## BEGIN Source records

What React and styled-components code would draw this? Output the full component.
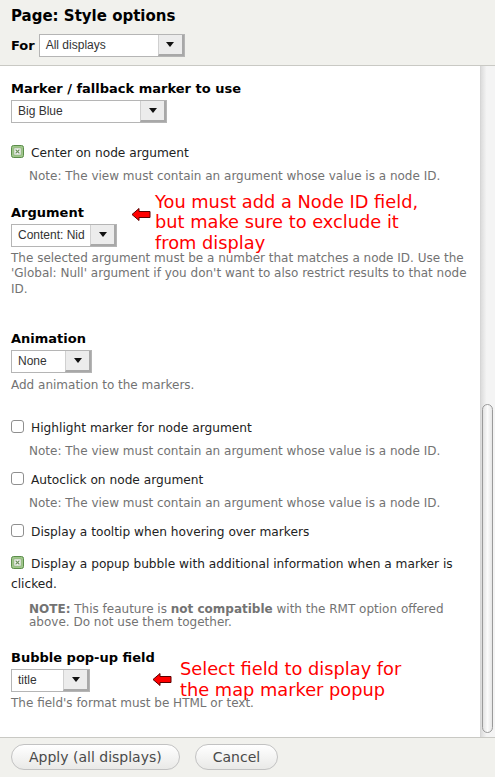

## END Source records
## BEGIN Source records

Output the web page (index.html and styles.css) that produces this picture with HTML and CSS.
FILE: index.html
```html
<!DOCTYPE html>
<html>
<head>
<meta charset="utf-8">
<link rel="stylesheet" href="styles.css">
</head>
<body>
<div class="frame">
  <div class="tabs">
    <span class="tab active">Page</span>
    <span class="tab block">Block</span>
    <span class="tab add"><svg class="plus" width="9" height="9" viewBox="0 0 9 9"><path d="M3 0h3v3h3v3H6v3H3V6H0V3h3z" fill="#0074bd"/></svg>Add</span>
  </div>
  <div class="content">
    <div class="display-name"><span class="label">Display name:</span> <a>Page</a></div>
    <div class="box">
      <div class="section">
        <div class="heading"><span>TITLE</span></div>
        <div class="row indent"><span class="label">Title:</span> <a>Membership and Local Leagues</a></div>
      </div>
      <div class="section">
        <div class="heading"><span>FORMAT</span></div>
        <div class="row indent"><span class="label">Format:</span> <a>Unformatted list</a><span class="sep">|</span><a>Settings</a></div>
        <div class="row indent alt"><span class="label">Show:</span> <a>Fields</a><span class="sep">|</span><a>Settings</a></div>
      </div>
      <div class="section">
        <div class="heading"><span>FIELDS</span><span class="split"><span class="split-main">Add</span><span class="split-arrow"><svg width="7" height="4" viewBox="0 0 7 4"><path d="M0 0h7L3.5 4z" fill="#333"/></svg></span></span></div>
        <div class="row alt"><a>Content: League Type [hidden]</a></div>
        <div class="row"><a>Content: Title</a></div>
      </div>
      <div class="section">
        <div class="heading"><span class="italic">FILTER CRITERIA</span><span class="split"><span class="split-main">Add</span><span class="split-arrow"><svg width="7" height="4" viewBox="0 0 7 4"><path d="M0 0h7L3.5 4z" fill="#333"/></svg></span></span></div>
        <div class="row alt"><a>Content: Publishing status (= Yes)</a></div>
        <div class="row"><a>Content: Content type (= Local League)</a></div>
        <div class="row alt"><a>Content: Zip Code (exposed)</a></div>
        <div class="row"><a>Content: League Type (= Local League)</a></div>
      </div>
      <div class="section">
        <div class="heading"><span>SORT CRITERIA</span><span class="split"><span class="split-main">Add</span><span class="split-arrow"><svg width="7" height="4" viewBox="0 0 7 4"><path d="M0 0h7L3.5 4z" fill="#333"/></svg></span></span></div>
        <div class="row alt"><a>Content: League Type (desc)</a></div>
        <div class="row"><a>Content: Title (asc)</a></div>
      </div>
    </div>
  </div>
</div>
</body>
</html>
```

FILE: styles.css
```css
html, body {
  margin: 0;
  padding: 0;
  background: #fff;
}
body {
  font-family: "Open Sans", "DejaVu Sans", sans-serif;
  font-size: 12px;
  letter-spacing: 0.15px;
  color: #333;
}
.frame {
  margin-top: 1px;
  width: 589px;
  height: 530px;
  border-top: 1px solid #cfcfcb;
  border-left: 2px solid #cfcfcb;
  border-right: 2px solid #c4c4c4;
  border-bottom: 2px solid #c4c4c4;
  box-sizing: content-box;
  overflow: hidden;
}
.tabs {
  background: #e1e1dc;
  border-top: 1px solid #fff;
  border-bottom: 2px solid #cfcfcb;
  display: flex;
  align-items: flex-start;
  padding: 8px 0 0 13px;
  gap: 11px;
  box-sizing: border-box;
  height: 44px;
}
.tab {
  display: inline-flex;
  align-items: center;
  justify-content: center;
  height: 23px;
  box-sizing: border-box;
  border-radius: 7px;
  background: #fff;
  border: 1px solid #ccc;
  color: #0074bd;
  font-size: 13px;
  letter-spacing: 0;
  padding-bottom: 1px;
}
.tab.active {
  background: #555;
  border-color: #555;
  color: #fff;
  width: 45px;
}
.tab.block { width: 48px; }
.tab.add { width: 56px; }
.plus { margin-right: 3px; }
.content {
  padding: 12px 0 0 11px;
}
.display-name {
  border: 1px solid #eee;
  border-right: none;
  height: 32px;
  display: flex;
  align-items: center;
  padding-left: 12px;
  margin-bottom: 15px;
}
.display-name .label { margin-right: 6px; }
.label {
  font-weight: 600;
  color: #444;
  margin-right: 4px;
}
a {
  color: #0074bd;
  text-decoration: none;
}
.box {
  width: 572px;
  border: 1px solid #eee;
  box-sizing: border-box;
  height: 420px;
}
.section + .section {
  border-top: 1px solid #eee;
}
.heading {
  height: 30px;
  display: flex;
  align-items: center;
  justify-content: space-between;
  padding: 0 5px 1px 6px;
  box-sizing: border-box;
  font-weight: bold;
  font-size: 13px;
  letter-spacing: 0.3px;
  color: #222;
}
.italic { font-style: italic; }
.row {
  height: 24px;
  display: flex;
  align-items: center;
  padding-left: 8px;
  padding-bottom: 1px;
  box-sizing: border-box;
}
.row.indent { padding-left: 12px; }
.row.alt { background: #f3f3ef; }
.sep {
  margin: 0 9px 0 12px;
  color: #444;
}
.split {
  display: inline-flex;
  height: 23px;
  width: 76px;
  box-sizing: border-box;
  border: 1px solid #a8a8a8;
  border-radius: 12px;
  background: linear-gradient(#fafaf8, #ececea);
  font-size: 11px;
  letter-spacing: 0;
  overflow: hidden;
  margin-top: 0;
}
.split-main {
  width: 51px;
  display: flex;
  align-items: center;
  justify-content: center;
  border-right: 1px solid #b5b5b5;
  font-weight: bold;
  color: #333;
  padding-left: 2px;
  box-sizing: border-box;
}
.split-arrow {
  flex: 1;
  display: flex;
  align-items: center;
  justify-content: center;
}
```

## END Source records

• **Do this**:
Search the records above for the string "Output". Copy every line that contains it.

• **Response**:
What React and styled-components code would draw this? Output the full component.
Output the web page (index.html and styles.css) that produces this picture with HTML and CSS.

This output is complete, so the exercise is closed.